Should You Have a Sales Development Team?
After all this, the question still remains – should you hire a sales development team? In our opinion, the answer is a resounding “Yes.” SDR teams are great for practically every company, and your business can likely benefit from one if you don’t have one already.
Let’s say your business currently has a great team of closers. Whenever they get a great lead, they have no trouble turning them into a customer. However, there just aren’t enough of these leads to go around. A good SDR team would help bring in more leads, thus giving your closers more work.

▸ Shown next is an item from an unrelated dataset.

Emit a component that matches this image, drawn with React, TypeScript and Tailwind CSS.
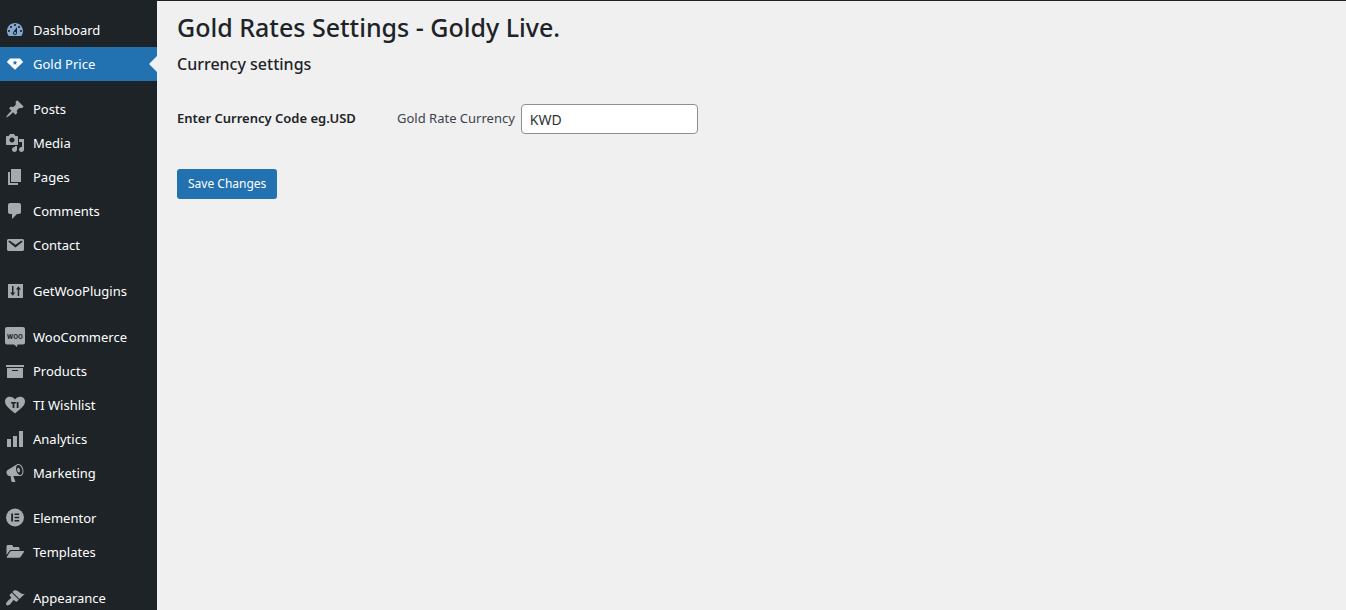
import type { ReactNode } from "react";

type MenuItem = {
  label: string;
  icon: ReactNode;
  current?: boolean;
  iconColor?: string;
};

type MenuGroup = {
  spacing: string;
  items: MenuItem[];
};

const menu: MenuGroup[] = [
  {
    spacing: "mt-3",
    items: [
      {
        label: "Dashboard",
        iconColor: "text-[#84a7d3]",
        icon: (
          <path d="M3.76 16h12.48c1.1-1.37 1.76-3.11 1.76-5 0-4.42-3.58-8-8-8s-8 3.58-8 8c0 1.89.66 3.63 1.76 5zM10 4c.55 0 1 .45 1 1s-.45 1-1 1-1-.45-1-1 .45-1 1-1zM6 6c.55 0 1 .45 1 1s-.45 1-1 1-1-.45-1-1 .45-1 1-1zm8 0c.55 0 1 .45 1 1s-.45 1-1 1-1-.45-1-1 .45-1 1-1zm-5.37 5.55L12 7v6c0 1.1-.9 2-2 2s-2-.9-2-2c0-.57.24-1.08.63-1.45zM4 10c.55 0 1 .45 1 1s-.45 1-1 1-1-.45-1-1 .45-1 1-1zm12 0c.55 0 1 .45 1 1s-.45 1-1 1-1-.45-1-1 .45-1 1-1zm-5 3c0-.55-.45-1-1-1s-1 .45-1 1 .45 1 1 1 1-.45 1-1z" />
        ),
      },
      {
        label: "Gold Price",
        current: true,
        icon: (
          <>
            <path d="M5 4.5h10L18.2 8 10 15.8 1.8 8z" />
            <path
              fill="#2271b1"
              d="M10 6.4l.7 1.4 1.6.2-1.2 1.1.3 1.6-1.4-.8-1.4.8.3-1.6L7.700 8l1.6-.2z"
            />
          </>
        ),
      },
    ],
  },
  {
    spacing: "mt-[11px]",
    items: [
      {
        label: "Posts",
        icon: (
          <path d="M10.44 3.02l1.82-1.82 6.36 6.35-1.83 1.82c-1.05-.68-2.48-.57-3.41.36l-.75.75c-.92.93-1.04 2.35-.35 3.41l-1.83 1.82-2.41-2.41-2.8 2.79c-.42.42-3.38 2.71-3.8 2.29s1.86-3.39 2.28-3.81l2.79-2.79L4.1 9.36l1.83-1.82c1.05.69 2.48.57 3.4-.36l.75-.75c.93-.92 1.05-2.35.36-3.41z" />
        ),
      },
      {
        label: "Media",
        icon: (
          <path d="M13 11V4c0-.55-.45-1-1-1h-1.67L9 1H5L3.67 3H2c-.55 0-1 .45-1 1v7c0 .55.45 1 1 1h10c.55 0 1-.45 1-1zM7 4.5c1.38 0 2.5 1.12 2.5 2.5S8.38 9.5 7 9.5 4.5 8.38 4.5 7 5.62 4.5 7 4.5zM14 6h5v10.5c0 1.38-1.12 2.5-2.5 2.5S14 17.88 14 16.5s1.12-2.5 2.5-2.5c.17 0 .34.02.5.05V9h-3V6zm-4 8.05V13h2v3.5c0 1.38-1.12 2.5-2.5 2.5S7 17.88 7 16.5 8.12 14 9.5 14c.17 0 .34.02.5.05z" />
        ),
      },
      {
        label: "Pages",
        icon: <path d="M6 15V2h10v13H6zm-1 1h8v2H3V5h2v11z" />,
      },
      {
        label: "Comments",
        icon: (
          <path d="M5 2h9c1.1 0 2 .9 2 2v7c0 1.1-.9 2-2 2h-2l-5 5v-5H5c-1.1 0-2-.9-2-2V4c0-1.1.9-2 2-2z" />
        ),
      },
      {
        label: "Contact",
        icon: (
          <path d="M3.87 4h13.25C18.37 4 19 4.59 19 5.79v8.42c0 1.19-.63 1.79-1.88 1.79H3.87c-1.25 0-1.88-.6-1.88-1.79V5.79c0-1.2.63-1.79 1.88-1.79zm6.62 8.6l6.74-5.53c.24-.2.43-.66.13-1.07-.29-.41-.82-.42-1.17-.17l-5.7 3.86L4.8 5.83c-.35-.25-.88-.24-1.17.17-.3.41-.11.87.13 1.07z" />
        ),
      },
    ],
  },
  {
    spacing: "mt-3",
    items: [
      {
        label: "GetWooPlugins",
        icon: (
          <>
            <path d="M3 3h15v14H3z" />
            <path
              fill="#1d2327"
              d="M7 5h1.5v6.5h1.8l-2.5 3.3-2.6-3.3H7zM12.700 15h1.5V8.500H16l-2.600-3.300-2.500 3.300h1.800z"
            />
          </>
        ),
      },
    ],
  },
  {
    spacing: "mt-3",
    items: [
      {
        label: "WooCommerce",
        icon: (
          <>
            <path d="M2 0h16c1.1 0 2 .9 2 2v13.5c0 1.1-.9 2-2 2h-5.5l-.5 2.500-3-2.500H2c-1.1 0-2-.9-2-2V2c0-1.1.9-2 2-2z" />
            <text
              x="10"
              y="11.5"
              textAnchor="middle"
              className="fill-[#1d2327] font-['Roboto'] text-[7px] font-bold"
            >
              WOO
            </text>
          </>
        ),
      },
      {
        label: "Products",
        icon: <path d="M19 4v2H1V4h18zM2 7h16v10H2V7zm11 3V9H7v1h6z" />,
      },
      {
        label: "TI Wishlist",
        icon: (
          <>
            <path d="M10 18.5C4.5 14 0 10.8 0 6.6 0 3.8 2.1 1.8 4.8 1.8c2.2 0 4 1 5.2 2.7 1.2-1.7 3-2.7 5.2-2.7 2.7 0 4.8 2 4.8 4.8 0 4.2-4.5 7.4-10 11.9z" />
            <text
              x="10"
              y="12.5"
              textAnchor="middle"
              className="fill-[#1d2327] font-['Open_Sans'] text-[9px] font-extrabold"
            >
              TI
            </text>
          </>
        ),
      },
      {
        label: "Analytics",
        icon: <path d="M18 18V2h-4v16h4zm-6 0V7H8v11h4zm-6 0v-8H2v8h4z" />,
      },
      {
        label: "Marketing",
        icon: (
          <path d="M18.15 5.94c.46 1.62.38 3.22-.02 4.48-.42 1.28-1.26 2.18-2.3 2.48-.16.06-.26.06-.4.06-.06.02-.12.02-.18.02-.06.02-.14.02-.22.02h-6.8l2.22 5.5c.02.14-.06.26-.14.34-.08.1-.24.16-.34.16H6.95c-.1 0-.26-.06-.34-.16-.08-.08-.16-.2-.14-.34l-1-5.5H4.25l-.02-.02c-.5.06-1.08-.18-1.54-.62s-.88-1.08-1.06-1.88c-.24-.8-.2-1.56-.02-2.2.18-.62.58-1.08 1.06-1.3l.02-.02 9-5.4c.1-.06.18-.1.24-.16.06-.04.14-.08.24-.12.16-.08.28-.12.5-.18 1.04-.3 2.24.1 3.22.98s1.84 2.24 2.26 3.86zm-2.58 5.98h-.02c.4-.1.74-.34 1.04-.7.58-.7.86-1.76.86-3.04 0-.64-.1-1.3-.28-1.98-.34-1.36-1.02-2.5-1.78-3.24s-1.68-1.1-2.46-.88c-.82.22-1.4.96-1.7 2-.32 1.04-.28 2.36.06 3.72.38 1.36 1 2.5 1.8 3.24.78.74 1.62 1.1 2.48.88zm-2.54-7.08c.22-.04.42-.02.62.04.38.16.76.48 1.02 1s.42 1.2.42 1.78c0 .3-.04.56-.12.8-.18.48-.44.84-.86.94-.34.1-.8-.06-1.14-.4s-.64-.86-.78-1.5c-.18-.62-.12-1.24.02-1.72s.48-.84.82-.94z" />
        ),
      },
    ],
  },
  {
    spacing: "mt-[11px]",
    items: [
      {
        label: "Elementor",
        icon: (
          <>
            <circle cx="10" cy="9.5" r="9" />
            <path
              fill="#1d2327"
              d="M6.2 5.5H8v8H6.2zM9.5 5.5h4.7V7H9.5zM9.5 8.7h4.7v1.600H9.5zM9.5 12h4.7v1.500H9.5z"
            />
          </>
        ),
      },
      {
        label: "Templates",
        icon: (
          <>
            <path d="M1.5 13V4.500C1.5 3.700 2.200 3 3 3h3.500C7.300 3 8 3.700 8 4.500V5h5c.8 0 1.500.7 1.500 1.500v1.600H6.500c-1 0-1.900.5-2.500 1.300z" />
            <path d="M6.600 9h11.600c.8 0 1 .6.6 1.200l-3.100 4.600c-.4.6-1.100 1-1.900 1H2.500c-.8 0-1-.6-.6-1.100L4.900 10c.4-.6 1-1 1.700-1z" />
          </>
        ),
      },
    ],
  },
  {
    spacing: "mt-3",
    items: [
      {
        label: "Appearance",
        icon: (
          <path d="M14.48 11.06L7.41 3.99l1.5-1.5c.5-.56 2.3-.47 3.51.32 1.21.8 1.43 1.28 2.91 2.1 1.18.64 2.45 1.26 4.45.85zm-.71.71L6.7 4.7 4.93 6.47c-.39.39-.39 1.02 0 1.41l1.06 1.06c.39.39.39 1.03 0 1.42-.6.6-1.43 1.11-2.21 1.69-.35.26-.7.53-1.01.84C1.43 14.23.4 16.08 1.4 17.07c.99 1 2.84-.03 4.18-1.36.31-.31.58-.66.85-1.02.57-.78 1.08-1.61 1.69-2.21.39-.39 1.02-.39 1.41 0l1.06 1.06c.39.39 1.02.39 1.41 0z" />
        ),
      },
    ],
  },
];

function MenuLink({ item }: { item: MenuItem }) {
  const iconColor = item.iconColor ?? (item.current ? "text-white" : "text-[#a7aaad]");

  return (
    <li>
      <a
        href="#"
        aria-current={item.current ? "page" : undefined}
        className={`relative flex h-[34px] items-center gap-2 pl-[5px] text-white ${
          item.current ? "bg-[#2271b1]" : ""
        }`}
      >
        <svg
          viewBox="0 0 20 20"
          fill="currentColor"
          aria-hidden="true"
          className={`size-5 shrink-0 ${iconColor}`}
        >
          {item.icon}
        </svg>
        {item.label}
        {item.current && (
          <span className="absolute right-0 top-1/2 -translate-y-1/2 border-y-8 border-r-8 border-y-transparent border-r-[#f0f0f1]" />
        )}
      </a>
    </li>
  );
}

export default function App() {
  return (
    <div className="flex h-screen border-t border-[#1d2327] bg-[#f0f0f1] font-['Noto_Sans',sans-serif] text-[13px] text-[#3c434a]">
      <nav
        aria-label="Main menu"
        className="w-[157px] shrink-0 overflow-hidden bg-[#1d2327] leading-5"
      >
        {menu.map((group) => (
          <ul key={group.items[0].label} className={group.spacing}>
            {group.items.map((item) => (
              <MenuLink key={item.label} item={item} />
            ))}
          </ul>
        ))}
      </nav>

      <main className="flex-1 px-5 pt-2">
        <h1 className="text-[25px] font-medium leading-9 text-[#1d2327]">
          Gold Rates Settings - Goldy Live.
        </h1>
        <h2 className="mt-2 text-[16px] font-medium leading-[22px] text-[#1d2327]">
          Currency settings
        </h2>

        <form onSubmit={(event) => event.preventDefault()}>
          <div className="mt-[29px] flex items-center">
            <span className="w-[220px] font-semibold text-[#1d2327]">
              Enter Currency Code eg.USD
            </span>
            <div className="flex items-center gap-1.5">
              <label htmlFor="currency">Gold Rate Currency</label>
              <input
                id="currency"
                type="text"
                defaultValue="KWD"
                className="h-[30px] w-[177px] rounded border border-[#8c8f94] bg-white px-2 text-[14px] text-[#2c3338]"
              />
            </div>
          </div>

          <button
            type="submit"
            className="mt-[35px] h-[30px] rounded-[3px] bg-[#2271b1] px-[11px] text-[12px] text-white"
          >
            Save Changes
          </button>
        </form>
      </main>
    </div>
  );
}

Or, let’s say you have plenty of leads coming in – too much in fact. There are so many leads that your salespeople spend all of their time qualifying them, and not enough converting them. An SDR team in this situation would be able to take a lot of work from the sales team so that they can specifically focus on selling.
Situations like this appear in businesses of all shapes and sizes. Take some time to examine your current sales strategy, and think about whether it could be running more efficiently. You may find that bringing a sales development team to your business could greatly improve productivity, and in turn, increase sales.